Being a Virtual Assistant, just like any other business, is a numbers game. How many contacts you have made over the last year? Of these, how many have you turned in to prospects? And, how many clients you have secured as a result? You should also know the average value of your clients and their average lifetime value. These figures can tell you some really interesting things.
For example, if you know that over the previous 12 months you made:
- 300 contacts, of whom
- 100 became prospects (by showing a real interest in what you offer), which resulted in
- 15 new clients, each of whom spent an average
- £15,000 per year, and stayed with you for an average duration of
- two years
You will know that your clients have an average lifetime value of £30,000. And, to generate each client, you need to make 20 new contacts (15 clients from an original 300 contacts: 300/15). Suddenly, the prospect of attending a few networking events over the next couple of months to find 20 new contacts does not seem such a drag, as you know that, on average, you will make £30,000 for your efforts.
What you can also do is add up what you have spent on marketing, networking and other business-generating tools during the year. This will show the return on investment these have made. If you spent £2,000 on marketing your business and generated 15 new clients (with an average lifetime spend of £30,000), you know that that £2,000 has resulted in £450,000 worth of sales. That’s a return of £225 for every pound spent. Excellent! You can break that down further if you have monitored where these contacts learned of you. You can then identify exactly which marketing, networking and advertising methods have given the greatest returns.
When it comes to planning for the next year, armed with this information, you can invest more in your most effective marketing methods, and less on the less effective. So, if you spent £1,000 on a networking group, which achieved one client, but only £50 advertising in an online Virtual Assistant directory, which resulted in three new clients, it does not take a genius to work out that spending more on advertising in the directory might be a better idea than renewing the membership of the networking group.

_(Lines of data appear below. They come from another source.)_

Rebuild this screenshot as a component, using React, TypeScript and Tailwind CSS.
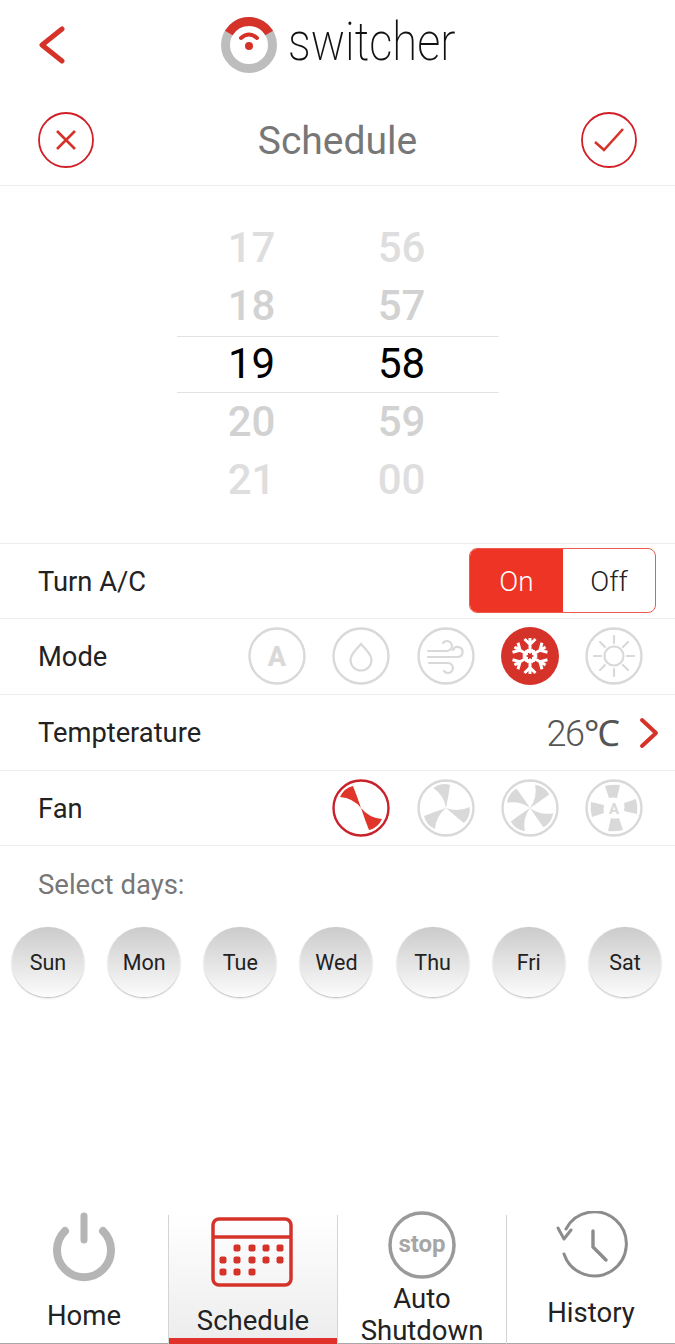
import React from "react";

const RED = "#d5332a";
const GREY = "#d9d9d9";

const blade = "M0 0 Q-4 -12 -8 -22 Q-17 -20 -21 -11 Q-8 -10 0 0Z";

function Circle({ children, stroke = GREY }: { children?: React.ReactNode; stroke?: string }) {
  return (
    <svg width="58" height="58" viewBox="0 0 58 58" fill="none">
      <circle cx="29" cy="29" r="27.5" stroke={stroke} strokeWidth="2.4" />
      {children}
    </svg>
  );
}

function Fan({ rotations, color = GREY, stroke = GREY }: { rotations: number[]; color?: string; stroke?: string }) {
  return (
    <Circle stroke={stroke}>
      <g transform="translate(29 29)" fill={color}>
        {rotations.map((r) => (
          <path key={r} d={blade} transform={`rotate(${r})`} />
        ))}
      </g>
    </Circle>
  );
}

function AutoFan() {
  return (
    <Circle>
      <g transform="translate(29 29)" fill={GREY}>
        {[0, 90, 180, 270].map((r) => (
          <path key={r} d="M-9 -22 Q-2 -24 6 -23 L3 -10 Q-1 -11 -5 -10Z" transform={`rotate(${r})`} />
        ))}
      </g>
      <text x="29" y="35" textAnchor="middle" fontFamily="Roboto" fontWeight="700" fontSize="15" fill={GREY}>A</text>
    </Circle>
  );
}

function Logo() {
  return (
    <svg width="56" height="56" viewBox="0 0 56 56" fill="none">
      <circle cx="28" cy="28" r="23.5" stroke="#bdbdbd" strokeWidth="9" />
      <path d="M7.8 16 A23.5 23.5 0 0 1 48.2 16" stroke="#d5332a" strokeWidth="9" />
      <path d="M20 21 Q28 14 36 21" stroke="#d5332a" strokeWidth="4" strokeLinecap="round" />
      <circle cx="28" cy="29" r="4" fill="#d5332a" />
    </svg>
  );
}

function BackChevron() {
  return (
    <svg width="27" height="38" viewBox="0 0 27 38" fill="none">
      <path d="M24 3 L4 19 L24 35" stroke="#d5332a" strokeWidth="5" strokeLinecap="round" strokeLinejoin="round" />
    </svg>
  );
}

function NextChevron() {
  return (
    <svg width="20" height="32" viewBox="0 0 20 32" fill="none">
      <path d="M3 3 L17 16 L3 29" stroke="#d5332a" strokeWidth="4" strokeLinecap="round" strokeLinejoin="round" />
    </svg>
  );
}

function Row({ label, children, height }: { label: string; children: React.ReactNode; height: string }) {
  return (
    <div className={`flex items-center justify-between border-b border-[#ececec] pl-[38px] ${height}`}>
      <span className="pt-[2px] text-[27.3px] text-[#222]">{label}</span>
      {children}
    </div>
  );
}

const hours = ["17", "18", "19", "20", "21"];
const mins = ["56", "57", "58", "59", "00"];
const days = ["Sun", "Mon", "Tue", "Wed", "Thu", "Fri", "Sat"];

export default function App() {
  return (
    <div className="flex h-[1344px] w-[675px] flex-col overflow-hidden bg-white font-['Roboto',sans-serif]">
      {/* brand bar */}
      <div className="grid h-[90px] grid-cols-[1fr_auto_1fr] items-center">
        <div className="pl-[38px]">
          <BackChevron />
        </div>
        <div className="flex items-center">
          <Logo />
          <span className="mb-[6px] ml-[11px] inline-block w-[167px] origin-left scale-x-[0.84] whitespace-nowrap text-[54px] font-extralight leading-none text-[#111]">
            switcher
          </span>
        </div>
        <div />
      </div>

      {/* title */}
      <div className="flex h-[96px] items-center justify-between border-b border-[#ececec] px-[38px] pt-[5px]">
        <svg width="56" height="56" viewBox="0 0 56 56" fill="none">
          <circle cx="28" cy="28" r="27" stroke="#d01f26" strokeWidth="1.8" />
          <path d="M19 19 L37 37 M37 19 L19 37" stroke="#d5332a" strokeWidth="2.6" />
        </svg>
        <span className="mt-[2px] text-[39px] text-[#777]">Schedule</span>
        <svg width="56" height="56" viewBox="0 0 56 56" fill="none">
          <circle cx="28" cy="28" r="27" stroke="#d01f26" strokeWidth="1.8" />
          <path d="M14 30 L23 38 L42 17" stroke="#d5332a" strokeWidth="2.6" />
        </svg>
      </div>

      {/* picker */}
      <div className="flex h-[358px] flex-col items-center border-b border-[#ececec] pt-[33px]">
        {hours.map((h, i) => (
          <div
            key={h}
            className={
              i === 2
                ? "mt-[1px] grid h-[57px] w-[322px] grid-cols-[150px_150px] items-center border-y border-[#e2e2e2] pb-[1px] text-[42px] font-[450] leading-none text-black"
                : `grid h-[58px] w-[322px] grid-cols-[150px_150px] items-center text-[42px] font-medium leading-none ${
                    i === 0 || i === 4 ? "text-[#dedede]" : "text-[#d2d2d2]"
                  }`
            }
          >
            <span className="text-center">{h}</span>
            <span className="text-center">{mins[i]}</span>
          </div>
        ))}
      </div>

      {/* settings */}
      <Row label="Turn A/C" height="h-[75px]">
        <div className="mb-[2px] mr-[19px] flex h-[65px] w-[187px] overflow-hidden rounded-[8px] border border-[#ee5a50]">
          <div className="flex w-[93px] items-center justify-center bg-[#ee3424] pt-[4px] text-[28px] font-light text-white">On</div>
          <div className="flex flex-1 items-center justify-center pt-[4px] text-[28px] font-light text-[#222]">Off</div>
        </div>
      </Row>
      <Row label="Mode" height="h-[76px]">
        <div className="mb-[2px] mr-[32px] flex gap-[26.25px]">
          <Circle>
            <text x="29" y="39" textAnchor="middle" fontFamily="Roboto" fontWeight="800" fontSize="27" fill={GREY}>A</text>
          </Circle>
          <Circle>
            <path d="M29 17 C24 23 18.5 27 18.5 33 A10.5 10.5 0 0 0 39.5 33 C39.5 27 34 23 29 17Z" stroke={GREY} strokeWidth="2.2" />
          </Circle>
          <Circle>
            <g stroke={GREY} strokeWidth="2.2" strokeLinecap="round">
              <path d="M11 24 H30 A5 5 0 1 0 26 16" />
              <path d="M11 30 H41 A5 5 0 1 0 36 23" />
              <path d="M12 36 H31 A5 5 0 1 1 27 44" />
            </g>
          </Circle>
          <svg width="58" height="58" viewBox="0 0 58 58" fill="none">
            <circle cx="29" cy="29" r="29" fill="#d5332a" />
            <g stroke="#fff" strokeWidth="3" transform="translate(29 29)">
              {[0, 60, 120, 180, 240, 300].map((r) => (
                <path key={r} d="M0 -4 V-18 M-5.5 -17 L0 -11.5 L5.5 -17 M-3.5 -6 L0 -4 L3.5 -6" transform={`rotate(${r})`} />
              ))}
            </g>
          </svg>
          <Circle>
            <circle cx="29" cy="29" r="9.5" stroke={GREY} strokeWidth="2.2" />
            <g stroke={GREY} strokeWidth="2.2" strokeLinecap="round">
              <path d="M29 9 V16 M29 42 V49 M9 29 H16 M42 29 H49 M15 15 L20 20 M38 38 L43 43 M15 43 L20 38 M38 20 L43 15" />
            </g>
          </Circle>
        </div>
      </Row>
      <Row label="Tempterature" height="h-[76px]">
        <div className="mr-[16px] flex items-center gap-[21px]">
          <span className="pt-[2px] text-[36px] font-light tracking-[-1.5px] text-[#555]">26℃</span>
          <NextChevron />
        </div>
      </Row>
      <Row label="Fan" height="h-[75px]">
        <div className="mr-[32px] flex gap-[26.25px]">
          <Fan rotations={[0, 180]} color="#e0352b" stroke="#c8232c" />
          <Fan rotations={[30, 150, 270]} />
          <Fan rotations={[75, 165, 255, 345]} />
          <AutoFan />
        </div>
      </Row>

      {/* days */}
      <div className="pl-[38px] pt-[24px] text-[27.5px] leading-[30px] text-[#777]">Select days:</div>
      <div className="mt-[27px] flex justify-between pl-[12px] pr-[14px]">
        {days.map((d) => (
          <div
            key={d}
            className="flex h-[70px] w-[72px] items-center justify-center rounded-full bg-gradient-to-b from-[#cbcbcb] to-[#fcfcfc] pt-[2px] text-[21.5px] text-[#222] shadow-[0_1px_2px_rgba(0,0,0,0.3)]"
          >
            {d}
          </div>
        ))}
      </div>

      <div className="flex-1" />

      {/* tabs */}
      <div className="grid h-[129px] shrink-0 grid-cols-[168px_169px_169px_1fr] border-b border-[#a8a8a8] text-[27.5px] leading-[32px] text-[#222]">
        <div className="flex flex-col items-center">
          <svg className="-mt-[5px]" width="72" height="72" viewBox="0 0 72 72" fill="none">
            <path d="M36 6 V30" stroke="#b5b5b5" strokeWidth="7" strokeLinecap="round" />
            <path d="M17 21 A27 27 0 1 0 55 21" stroke="#b5b5b5" strokeWidth="8" strokeLinecap="round" />
          </svg>
          <span className="mt-[18px]">Home</span>
        </div>
        <div className="flex flex-col items-center border-l border-[#d4d4d4] bg-gradient-to-b from-white to-[#ececec] pt-[2px] shadow-[inset_0_-6px_0_#e0322a]">
          <svg className="-ml-[3px]" width="82" height="70" viewBox="0 0 82 70" fill="none">
            <rect x="2" y="2" width="78" height="66" rx="6" stroke={RED} strokeWidth="3.5" />
            <path d="M2 20 H80" stroke={RED} strokeWidth="3.5" />
            <g fill={RED}>
              {[
                [26, 27.5], [41, 27.5], [55, 27.5], [69, 27.5],
                [12, 39.5], [26, 39.5], [41, 39.5], [55, 39.5], [69, 39.5],
                [12, 51.5], [26, 51.5], [41, 51.5],
              ].map(([x, y]) => (
                <rect key={`${x}-${y}`} x={x - 3.5} y={y} width="7" height="7" rx="2" />
              ))}
            </g>
          </svg>
          <span className="mt-[18px]">Schedule</span>
        </div>
        <div className="flex flex-col items-center border-l border-[#d4d4d4] text-center">
          <svg className="-mt-[5px]" width="70" height="70" viewBox="0 0 70 70" fill="none">
            <circle cx="35" cy="35" r="32" stroke="#9a9a9a" strokeWidth="3.5" />
            <text x="35" y="42" textAnchor="middle" fontFamily="Roboto" fontWeight="700" fontSize="24" fill="#a6a6a6">stop</text>
          </svg>
          <span className="mt-[3px]">Auto</span>
          <span className="mt-[3px] leading-[26px]">Shutdown</span>
        </div>
        <div className="flex flex-col items-center border-l border-[#d4d4d4]">
          <svg className="-mt-[4px] ml-[3px]" width="74" height="70" viewBox="0 0 74 70" fill="none">
            <path d="M10 18 A32 32 0 1 1 8 43" stroke="#8c8c8c" strokeWidth="3" strokeLinecap="round" />
            <path d="M2 17 L8 28 L15 19" stroke="#8c8c8c" strokeWidth="3" strokeLinecap="round" strokeLinejoin="round" />
            <path d="M37 20 V36 L50 49" stroke="#8c8c8c" strokeWidth="3.4" strokeLinecap="round" strokeLinejoin="round" />
          </svg>
          <span className="mt-[16px]">History</span>
        </div>
      </div>
    </div>
  );
}
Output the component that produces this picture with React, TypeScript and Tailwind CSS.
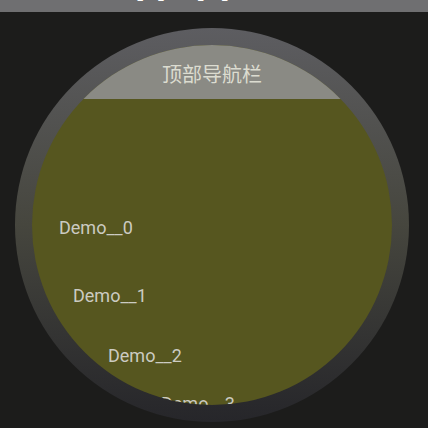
const rows = [
  { label: 'Demo__0', cls: 'mt-[118px] ml-[27px]' },
  { label: 'Demo__1', cls: 'mt-[46px] ml-[41px]' },
  { label: 'Demo__2', cls: 'mt-[38px] ml-[76px]' },
  { label: 'Demo__3', cls: 'mt-[26px] ml-[129px]' },
];

export default function App() {
  return (
    <div className="w-[428px] h-[428px] overflow-hidden bg-[#1c1c1b] flex flex-col font-['Roboto',sans-serif]">
      {/* emulator window title, mostly scrolled off the top */}
      <div className="h-[12px] shrink-0 bg-[#6f6f71] overflow-hidden">
        <div className="-mt-[11px] ml-[8px] text-[12px] leading-[14px] text-white whitespace-nowrap">
          Android Emulator - Wear_OS_Round_API_30:5554
        </div>
      </div>

      {/* watch bezel */}
      <div className="mt-[16px] ml-[15px] w-[394px] h-[394px] shrink-0 rounded-full p-[17px] bg-gradient-to-b from-[#5d5d61] via-[#46463e] to-[#26262a]">
        <div className="w-full h-full rounded-full overflow-hidden bg-[#56561f] flex flex-col">
          <div className="h-[54px] shrink-0 bg-[#8a8a84] flex items-center justify-center pt-[4px]">
            <span className="text-[20px] text-[#dcdcd0] font-['Noto_Sans_CJK_SC',sans-serif]">顶部导航栏</span>
          </div>
          {rows.map((r) => (
            <div key={r.label} className={`${r.cls} h-[22px] shrink-0 flex items-center`}>
              <span className="text-[18px] leading-[22px] text-[#cbcbc2]">{r.label}</span>
            </div>
          ))}
        </div>
      </div>
    </div>
  );
}
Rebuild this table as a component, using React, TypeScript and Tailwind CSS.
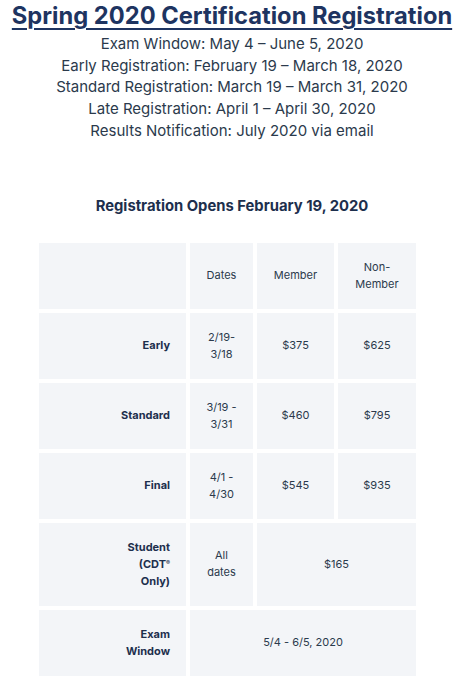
import React from 'react';

const font = { fontFamily: 'Inter, Lato, sans-serif' };

const schedule = [
  'Exam Window: May 4 – June 5, 2020',
  'Early Registration: February 19 – March 18, 2020',
  'Standard Registration: March 19 – March 31, 2020',
  'Late Registration: April 1 – April 30, 2020',
  'Results Notification: July 2020 via email',
];

const fees = [
  { label: 'Early', dates: ['2/19-', '3/18'], member: '$375', non: '$625' },
  { label: 'Standard', dates: ['3/19 -', '3/31'], member: '$460', non: '$795' },
  { label: 'Final', dates: ['4/1 -', '4/30'], member: '$545', non: '$935' },
];

const cell = 'bg-[#f3f5f8] text-center align-middle text-[11px] leading-[17px] text-[#2b3a4c]';
const head = 'bg-[#f3f5f8] text-right align-middle pr-[16px] text-[11px] leading-[17px] font-bold text-[#1d2f4d]';

const App: React.FC = () => {
  return (
    <div className="w-[464px] h-[684px] bg-white overflow-hidden" style={font}>
      <h1 className="text-center text-[23.7px] leading-[30px] pt-[1px] font-bold text-[#1e3461] underline decoration-[2px] underline-offset-[4px]">
        Spring 2020 Certification Registration
      </h1>
      <div className="mt-[2px] text-center text-[15px] leading-[21.7px] text-[#2b3a4c]">
        {schedule.map(s => (
          <p key={s}>{s}</p>
        ))}
      </div>
      <h2 className="mt-[54px] text-center text-[14.8px] leading-[20px] font-bold text-[#1d2f4d]">
        Registration Opens February 19, 2020
      </h2>
      <table className="ml-[35px] mt-[23px] border-separate border-spacing-[4px]">
        <tbody>
          <tr className="h-[66px]">
            <td className="bg-[#f3f5f8] w-[147px]"></td>
            <td className={`${cell} w-[63px]`}>Dates</td>
            <td className={`${cell} w-[77px]`}>Member</td>
            <td className={`${cell} w-[78px]`}>
              Non-
              <br />
              Member
            </td>
          </tr>
          {fees.map(f => (
            <tr key={f.label} className="h-[66px]">
              <td className={head}>{f.label}</td>
              <td className={cell}>
                {f.dates[0]}
                <br />
                {f.dates[1]}
              </td>
              <td className={cell}>{f.member}</td>
              <td className={cell}>{f.non}</td>
            </tr>
          ))}
          <tr className="h-[83px]">
            <td className={head}>
              Student
              <br />
              (CDT<sup className="text-[6px]">®</sup>
              <br />
              Only)
            </td>
            <td className={cell}>
              All
              <br />
              dates
            </td>
            <td className={cell} colSpan={2}>$165</td>
          </tr>
          <tr className="h-[66px]">
            <td className={head}>
              Exam
              <br />
              Window
            </td>
            <td className={cell} colSpan={3}>5/4 - 6/5, 2020</td>
          </tr>
        </tbody>
      </table>
    </div>
  );
};

export default App;
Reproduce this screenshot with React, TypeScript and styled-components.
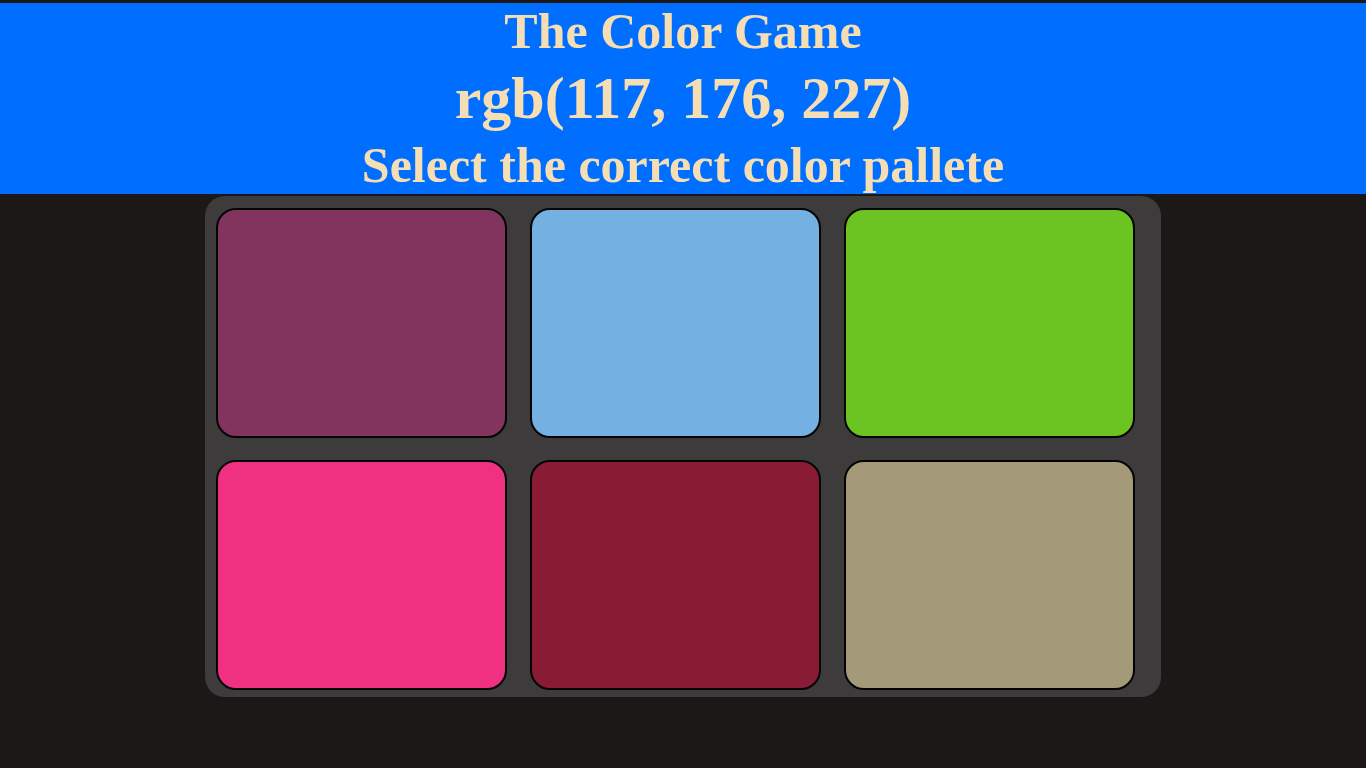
import styled, { createGlobalStyle } from "styled-components";

const GlobalStyle = createGlobalStyle`
  html, body {
    margin: 0;
    padding: 0;
    background-color: #1c1817;
  }
  body {
    padding-top: 3px;
    font-family: "Liberation Serif", "Times New Roman", serif;
  }
`;

const Header = styled.header`
  background-color: #006eff;
  color: #f5deb3;
  text-align: center;
  font-weight: bold;
  height: 191px;
`;

const Line = styled.div<{ $size: number; $height: number; $top?: number }>`
  font-size: ${(p) => p.$size}px;
  line-height: ${(p) => p.$height}px;
  margin-top: ${(p) => p.$top ?? 0}px;
  white-space: nowrap;
`;

const Board = styled.div`
  width: 70%;
  margin: 2px auto 0;
  box-sizing: border-box;
  padding: 12px 0 7px 11px;
  background-color: #3d3b3b;
  border-radius: 20px;
  display: grid;
  grid-template-columns: repeat(3, 291px);
  grid-auto-rows: 230px;
  column-gap: 23px;
  row-gap: 22px;
`;

const Tile = styled.div<{ $color: string }>`
  background-color: ${(p) => p.$color};
  border: 2px solid #050404;
  border-radius: 20px;
  box-sizing: border-box;
  cursor: pointer;
`;

const colors = [
  "rgb(131, 52, 94)",
  "rgb(117, 176, 227)",
  "rgb(107, 196, 33)",
  "rgb(240, 49, 130)",
  "rgb(138, 27, 53)",
  "rgb(164, 154, 122)",
];

const App = () => {
  return (
    <>
      <GlobalStyle />
      <Header>
        <Line $size={50} $height={57}>The Color Game</Line>
        <Line $size={60} $height={69} $top={4}>
          rgb(117, 176, 227)
        </Line>
        <Line $size={50} $height={57} $top={4}>
          Select the correct color pallete
        </Line>
      </Header>
      <Board>
        {colors.map((c) => (
          <Tile key={c} $color={c} />
        ))}
      </Board>
    </>
  );
};

export default App;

Also, take a long hard look at your ‘sales funnel’ – the process that people go through from being contacts to becoming clients. What are your conversion rates from contact to prospect and from prospect to client? Where are you losing people? If you find that you have lots of contacts but few prospects, are your contacts fully aware of what you do? Are you tailoring your offering to appeal directly to these people? If you have lots of prospects, but they are not turning into clients, are you following up properly? Do you need to set up a better relationship-building system to develop their confidence in you? As you identify these gaps and plug them, you will need to spend less on generating contacts, as more of your existing ones will become clients? Happy days!